We are definitely at the The New Beginning Phase now. But only just, maybe in the last few days or so. We’ve settled down, feeling more comfortable now that we are mobile, know where we can get things we need and comfortably assuming our new identities now. Me as a Northwestern grad student and my family as F2 visa holders in a foreign land. =)

If there’s one thing I’ve learnt about myself over this period is that I am not as confident, independent and fearless as I thought I was. The only reason anyone might think those things about me is because I have this amazing network of support, that is working 24/7, 7 days a week to help me, in ways that were truly invisible to me until recently, so that I can do what I do on a daily basis.

On a personal level, moving to Chicago was worth it. Because just the process of moving here, helped me realize all the things I need, and am truly grateful for:

1. The family back home who support, love and care for my family and I.

2. The wonderful people I work with, and work for, who make everyday meaningful.

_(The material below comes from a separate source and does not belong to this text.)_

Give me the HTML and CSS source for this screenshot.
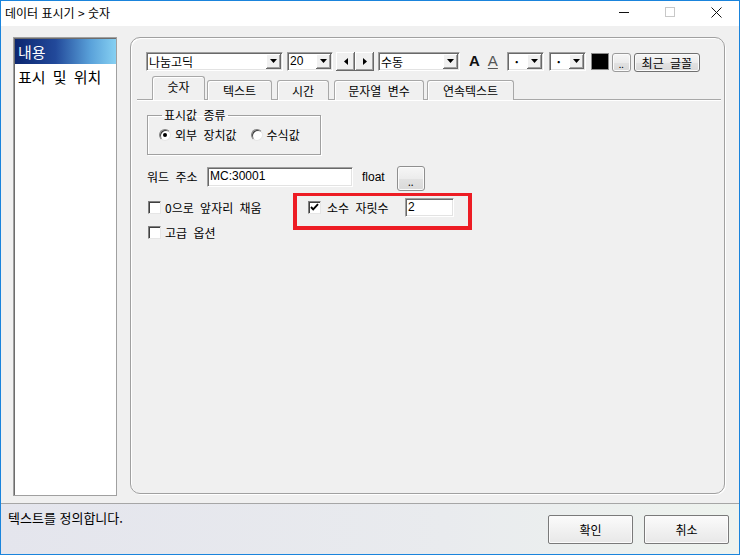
FILE: index.html
```html
<!DOCTYPE html>
<html lang="ko">
<head>
<meta charset="utf-8">
<title>데이터 표시기</title>
<link rel="stylesheet" href="styles.css">
</head>
<body>
<div class="window">
  <div class="titlebar">
    <span class="title">데이터 표시기 &gt; 숫자</span>
    <div class="caps">
      <span class="cap"><svg width="10" height="10" viewBox="0 0 10 10"><path d="M0 5.5h10" stroke="#111" stroke-width="1"/></svg></span>
      <span class="cap"><svg width="10" height="10" viewBox="0 0 10 10"><rect x="0.5" y="0.5" width="9" height="9" fill="none" stroke="#c8c8c8" stroke-width="1"/></svg></span>
      <span class="cap"><svg width="11" height="11" viewBox="0 0 11 11"><path d="M0.5 0.5L10.5 10.5M10.5 0.5L0.5 10.5" stroke="#111" stroke-width="1"/></svg></span>
    </div>
  </div>

  <div class="main">
    <ul class="navlist">
      <li class="nav-item selected">내용</li>
      <li class="nav-item">표시 및 위치</li>
    </ul>

    <div class="panel">
      <div class="toolbar">
        <div class="combo font-combo"><span class="combo-text">나눔고딕</span><span class="dd"><svg width="7" height="4" viewBox="0 0 7 4"><path d="M0 0h7L3.5 4z"/></svg></span></div>
        <div class="combo size-combo"><span class="combo-text">20</span><span class="dd"><svg width="7" height="4" viewBox="0 0 7 4"><path d="M0 0h7L3.5 4z"/></svg></span></div>
        <span class="arrow-btn arrow-left"><svg width="4" height="7" viewBox="0 0 4 7"><path d="M4 0v7L0 3.5z"/></svg></span>
        <span class="arrow-btn"><svg width="4" height="7" viewBox="0 0 4 7"><path d="M0 0v7L4 3.5z"/></svg></span>
        <div class="combo mode-combo"><span class="combo-text">수동</span><span class="dd"><svg width="7" height="4" viewBox="0 0 7 4"><path d="M0 0h7L3.5 4z"/></svg></span></div>
        <span class="glyph-a bold-a">A</span>
        <span class="glyph-a under-a">A</span>
        <div class="combo small-combo first-small"><span class="combo-text dot">·</span><span class="dd"><svg width="7" height="4" viewBox="0 0 7 4"><path d="M0 0h7L3.5 4z"/></svg></span></div>
        <div class="combo small-combo"><span class="combo-text dot">·</span><span class="dd"><svg width="7" height="4" viewBox="0 0 7 4"><path d="M0 0h7L3.5 4z"/></svg></span></div>
        <span class="swatch"></span>
        <span class="btn dots-btn">..</span>
        <span class="btn recent-btn">최근 글꼴</span>
      </div>

      <div class="tabs">
        <span class="tab active t1">숫자</span>
        <span class="tab t2">텍스트</span>
        <span class="tab t3">시간</span>
        <span class="tab t4">문자열 변수</span>
        <span class="tab t5">연속텍스트</span>
      </div>

      <div class="pane">
        <fieldset class="group">
          <legend>표시값 종류</legend>
          <div class="radio-row">
            <span class="radio checked"></span><span class="radio-label">외부 장치값</span>
            <span class="radio second"></span><span class="radio-label">수식값</span>
          </div>
        </fieldset>

        <div class="word-row">
          <span class="word-label">워드 주소</span>
          <span class="input addr-input">MC:30001</span>
          <span class="float-label">float</span>
          <span class="btn browse-btn">..</span>
        </div>

        <div class="check-row">
          <span class="check-item zero-fill"><span class="checkbox"></span><span class="check-label">0으로 앞자리 채움</span></span>
          <span class="check-item decimals"><span class="checkbox"><svg width="11" height="11" viewBox="0 0 11 11"><path d="M2 5L4.2 7.4L9 2.2" fill="none" stroke="#000" stroke-width="1.9"/></svg></span><span class="check-label">소수 자릿수</span></span>
          <span class="input digits-input">2</span>
        </div>

        <div class="check-row advanced">
          <span class="check-item"><span class="checkbox"></span><span class="check-label">고급 옵션</span></span>
        </div>

        <div class="highlight"></div>
      </div>
    </div>
  </div>

  <div class="statusbar">
    <span class="status-text">텍스트를 정의합니다.</span>
    <div class="dialog-btns">
      <span class="btn dlg-btn">확인</span>
      <span class="btn dlg-btn">취소</span>
    </div>
  </div>
</div>
</body>
</html>
```

FILE: styles.css
```css
* { box-sizing: border-box; }
html, body { margin: 0; padding: 0; }
body {
  width: 740px;
  height: 555px;
  overflow: hidden;
  background: #fff;
  font-family: "Liberation Sans", "Noto Sans CJK KR", sans-serif;
  font-size: 12px;
  color: #000;
}

.window {
  width: 740px;
  height: 555px;
  border: 1px solid #1a84dc;
  background: #f0f0f0;
  display: flex;
  flex-direction: column;
}

/* title bar */
.titlebar {
  height: 25px;
  flex: none;
  background: #fff;
  display: flex;
  align-items: center;
}
.title {
  padding-left: 4px;
  font-family: "Noto Sans CJK KR", sans-serif;
  font-size: 12px;
  line-height: 14px;
  margin-top: -2px;
  color: #000;
}
.caps { margin-left: auto; display: flex; height: 25px; margin-top: -3px; }
.cap { width: 46px; height: 25px; display: flex; align-items: center; justify-content: center; }

/* main area */
.main {
  height: 477px;
  flex: none;
  display: flex;
  align-items: flex-start;
  gap: 13px;
  padding: 11px 14px 0 12px;
}

.navlist {
  list-style: none;
  margin: 0;
  padding: 1px 0 0 1px;
  width: 104px;
  height: 459px;
  background: #fff;
  border: 1px solid #a0a0a0;
  box-shadow: inset 1px 1px 0 #6d6d6d;
  font-family: "Noto Sans CJK KR", sans-serif;
  font-size: 15px;
  word-spacing: 3px;
}
.nav-item {
  height: 25px;
  line-height: 25px;
  padding-left: 3px;
  white-space: nowrap;
}
.nav-item.selected {
  color: #fff;
  background: linear-gradient(90deg, #0b2670 0%, #22499a 40%, #5aa2da 75%, #86d0f2 100%);
}

.panel {
  width: 595px;
  height: 457px;
  border: 1px solid #a0a0a0;
  border-radius: 10px;
  box-shadow: inset 1px 1px 0 #fff, 1px 1px 0 #fff;
  padding: 14px 3px 0 6px;
  display: flex;
  flex-direction: column;
  word-spacing: 3px;
}

/* toolbar */
.toolbar {
  display: flex;
  align-items: flex-start;
  height: 21px;
  margin-left: 9px;
}
.combo {
  height: 19px;
  background: #fff;
  border: 1px solid;
  border-color: #a0a0a0 #fff #fff #a0a0a0;
  box-shadow: inset 1px 1px 0 #696969, inset -1px -1px 0 #e3e3e3;
  padding: 1px;
  display: flex;
  align-items: stretch;
}
.combo-text {
  flex: 1;
  padding-left: 1px;
  line-height: 15px;
  font-family: "Noto Sans CJK KR", sans-serif;
  font-size: 12px;
  white-space: nowrap;
  overflow: hidden;
}
.size-combo .combo-text { font-family: "Liberation Sans", sans-serif; }
.combo-text.dot { padding-left: 6px; font-weight: bold; }
.dd {
  width: 15px;
  background: #f0f0f0;
  box-shadow: inset -1px -1px 0 #696969, inset 1px 1px 0 #fff, inset -2px -2px 0 #a0a0a0;
  display: flex;
  align-items: center;
  justify-content: center;
  padding-bottom: 1px;
}
.font-combo { width: 137px; }
.size-combo { width: 46px; margin-left: 4px; }
.mode-combo { width: 82px; margin-left: 4px; }
.small-combo { width: 37px; margin-left: 5px; }
.small-combo.first-small { margin-left: 9px; }

.arrow-btn {
  width: 19px;
  height: 19px;
  background: #f0f0f0;
  box-shadow: inset -1px -1px 0 #696969, inset 1px 1px 0 #fff, inset -2px -2px 0 #a0a0a0;
  display: flex;
  align-items: center;
  justify-content: center;
}
.arrow-left { margin-left: 3px; }

.glyph-a {
  font-family: "Liberation Sans", sans-serif;
  font-size: 15px;
  line-height: 18px;
}
.bold-a { font-weight: bold; margin-left: 9px; color: #111; }
.under-a { margin-left: 8px; color: #555; text-decoration: underline; text-underline-offset: 2px; }

.swatch {
  width: 18px;
  height: 17px;
  margin-left: 5px;
  margin-top: 1px;
  background: #000;
  border: 1px solid #8a8a8a;
}

.btn {
  display: flex;
  align-items: center;
  justify-content: center;
  border: 1px solid #707070;
  border-radius: 3px;
  background: linear-gradient(#f6f6f6 0%, #ececec 50%, #e2e2e2 51%, #d9d9d9 100%);
  box-shadow: inset 0 0 0 1px #fbfbfb;
  font-family: "Noto Sans CJK KR", sans-serif;
  font-size: 12px;
  color: #000;
  white-space: nowrap;
}
.dots-btn {
  width: 19px;
  height: 19px;
  margin-left: 3px;
  margin-top: 1px;
  font-size: 9px;
  line-height: 1;
  padding-top: 4px;
  border-color: #9a9a9a;
}
.recent-btn {
  width: 66px;
  height: 19px;
  margin-left: 3px;
  margin-top: 1px;
  padding-bottom: 1px;
}

/* tabs */
.tabs {
  display: flex;
  align-items: flex-end;
  height: 23px;
  margin-top: 4px;
  padding-left: 15px;
  position: relative;
  z-index: 1;
  margin-bottom: -1px;
}
.tab {
  height: 20px;
  border: 1px solid #a8a8a8;
  border-bottom: none;
  border-radius: 3px 3px 0 0;
  background: #f0f0f0;
  box-shadow: inset 1px 1px 0 #fff;
  font-family: "Noto Sans CJK KR", sans-serif;
  font-size: 12px;
  display: flex;
  align-items: center;
  justify-content: center;
  padding-bottom: 1px;
  white-space: nowrap;
}
.tab.active {
  height: 24px;
  padding-bottom: 4px;
  background: #f0f0f0;
}
.t1 { width: 53px; }
.t2 { width: 65px; margin-left: 2px; }
.t3 { width: 52px; margin-left: 5px; }
.t4 { width: 90px; margin-left: 5px; }
.t5 { width: 87px; margin-left: 3px; }

/* pane */
.pane {
  flex: 1;
  position: relative;
  border-top: 1px solid #a8a8a8;
  box-shadow: inset 0 1px 0 #fff;
  padding: 8px 0 0 10px;
  display: flex;
  flex-direction: column;
  align-items: flex-start;
}

.group {
  margin: 0;
  width: 174px;
  height: 47px;
  padding: 0 0 0 11px;
  border: 1px solid #a0a0a0;
  box-shadow: inset 1px 1px 0 #fff, 1px 1px 0 #fff;
}
.group legend {
  margin-left: 3px;
  padding: 0 2px;
  font-family: "Noto Sans CJK KR", sans-serif;
  font-size: 12px;
  line-height: 14px;
}
.radio-row {
  display: flex;
  align-items: center;
  height: 16px;
  margin-top: 5px;
}
.radio {
  width: 12px;
  height: 12px;
  border-radius: 50%;
  border: 1px solid;
  border-color: #808080 #e6e6e6 #e6e6e6 #808080;
  background: #fff;
  box-shadow: inset 1px 1px 0 #404040;
  position: relative;
  flex: none;
}
.radio.checked::after {
  content: "";
  position: absolute;
  left: 3px;
  top: 3px;
  width: 4px;
  height: 4px;
  border-radius: 50%;
  background: #000;
}
.radio.second { margin-left: 14px; }
.radio-label {
  margin-left: 4px;
  font-family: "Noto Sans CJK KR", sans-serif;
  font-size: 12px;
  line-height: 14px;
}

.word-row {
  display: flex;
  align-items: flex-start;
  margin-top: 11px;
  height: 25px;
}
.word-label {
  width: 60px;
  margin-top: 3px;
  font-family: "Noto Sans CJK KR", sans-serif;
  font-size: 12px;
  line-height: 16px;
}
.input {
  height: 20px;
  background: #fff;
  border: 1px solid;
  border-color: #a0a0a0 #fff #fff #a0a0a0;
  box-shadow: inset 1px 1px 0 #696969, inset -1px -1px 0 #e3e3e3;
  padding: 1px 2px;
  font-family: "Liberation Sans", sans-serif;
  font-size: 12px;
  line-height: 15px;
}
.addr-input { width: 146px; margin-top: 1px; }
.float-label {
  margin-left: 9px;
  margin-top: 3px;
  line-height: 16px;
  font-family: "Liberation Sans", sans-serif;
}
.browse-btn {
  width: 28px;
  height: 25px;
  margin-left: 12px;
  font-size: 10px;
  padding-top: 6px;
  border-color: #8f8f8f;
}

.check-row {
  display: flex;
  align-items: center;
  height: 19px;
  margin-top: 7px;
}
.check-row.advanced { margin-top: 6px; }
.check-item {
  display: flex;
  align-items: center;
  margin-left: 1px;
}
.zero-fill { width: 160px; }
.decimals { width: 97px; margin-left: 0; }
.checkbox {
  width: 13px;
  height: 13px;
  flex: none;
  background: #fff;
  border: 1px solid;
  border-color: #808080 #e6e6e6 #e6e6e6 #808080;
  box-shadow: inset 1px 1px 0 #404040;
  display: flex;
  align-items: center;
  justify-content: center;
}
.check-label {
  margin-left: 4px;
  font-family: "Noto Sans CJK KR", sans-serif;
  font-size: 12px;
  line-height: 14px;
}
.decimals .check-label { margin-left: 6px; }
.digits-input { width: 49px; height: 19px; }

.highlight {
  position: absolute;
  left: 156px;
  top: 93px;
  width: 179px;
  height: 37px;
  border: 4px solid #ed1c24;
  border-top-width: 3px;
}

/* status bar */
.statusbar {
  flex: 1;
  border-top: 1px solid #a6a6a6;
  background: linear-gradient(90deg, #e4e5ed 0%, #e9ebee 60%, #eef3ee 100%);
  display: flex;
  align-items: flex-start;
  padding: 0 10px 0 7px;
}
.status-text {
  margin-top: 6px;
  font-family: "Noto Sans CJK KR", sans-serif;
  font-size: 13px;
  line-height: 16px;
}
.dialog-btns {
  margin-left: auto;
  margin-top: 11px;
  display: flex;
  gap: 11px;
}
.dlg-btn {
  width: 85px;
  height: 29px;
  border-color: #7a7a7a;
  border-radius: 2px;
  background: linear-gradient(#fbfbfb 0%, #f1f1f1 50%, #e8e8e8 100%);
}
```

Who challenge me, provide me the space to learn and grow, and forgive me for being less than perfect, in every sense of the world.

3. For being able to do meaningful and purposeful work.

4. The friends and family who encourage and support me, and remind me to keep my eyes on the ball. Who repeat again and again how confident they are in me, that they may be the only reasons why I believe in myself.

5. The friends who hold my hands, watch our boys and feed us, so that we don’t lose our way in our transition (you know who you are!)

So if nothing else, this experience would have helped me realize how much love, care and support I have around me, which I have definitely taken for granted! And I think, that’s already a big win for me.

So change is good, at least in my case! Keep your mind and heart open to the possibilities of learning and discovery!